• [Task instructions]:
Render the following material again verbatim, leaving nothing out.

== Collected material ==

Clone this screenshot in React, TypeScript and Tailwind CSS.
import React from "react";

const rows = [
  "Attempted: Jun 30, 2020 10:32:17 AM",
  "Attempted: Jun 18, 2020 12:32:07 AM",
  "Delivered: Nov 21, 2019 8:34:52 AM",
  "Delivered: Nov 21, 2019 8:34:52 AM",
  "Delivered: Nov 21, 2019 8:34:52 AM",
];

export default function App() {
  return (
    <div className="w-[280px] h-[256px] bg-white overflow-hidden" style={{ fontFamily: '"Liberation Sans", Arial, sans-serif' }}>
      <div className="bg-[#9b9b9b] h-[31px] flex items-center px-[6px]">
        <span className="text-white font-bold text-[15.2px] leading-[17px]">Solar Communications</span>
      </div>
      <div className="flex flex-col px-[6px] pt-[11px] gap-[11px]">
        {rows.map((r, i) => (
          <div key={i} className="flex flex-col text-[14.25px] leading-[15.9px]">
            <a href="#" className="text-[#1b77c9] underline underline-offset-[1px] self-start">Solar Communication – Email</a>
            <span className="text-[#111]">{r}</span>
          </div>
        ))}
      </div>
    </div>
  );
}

===

• [Answer to the problem]:
Clone this screenshot in React, TypeScript and Tailwind CSS.
import React from "react";

const rows = [
  "Attempted: Jun 30, 2020 10:32:17 AM",
  "Attempted: Jun 18, 2020 12:32:07 AM",
  "Delivered: Nov 21, 2019 8:34:52 AM",
  "Delivered: Nov 21, 2019 8:34:52 AM",
  "Delivered: Nov 21, 2019 8:34:52 AM",
];

export default function App() {
  return (
    <div className="w-[280px] h-[256px] bg-white overflow-hidden" style={{ fontFamily: '"Liberation Sans", Arial, sans-serif' }}>
      <div className="bg-[#9b9b9b] h-[31px] flex items-center px-[6px]">
        <span className="text-white font-bold text-[15.2px] leading-[17px]">Solar Communications</span>
      </div>
      <div className="flex flex-col px-[6px] pt-[11px] gap-[11px]">
        {rows.map((r, i) => (
          <div key={i} className="flex flex-col text-[14.25px] leading-[15.9px]">
            <a href="#" className="text-[#1b77c9] underline underline-offset-[1px] self-start">Solar Communication – Email</a>
            <span className="text-[#111]">{r}</span>
          </div>
        ))}
      </div>
    </div>
  );
}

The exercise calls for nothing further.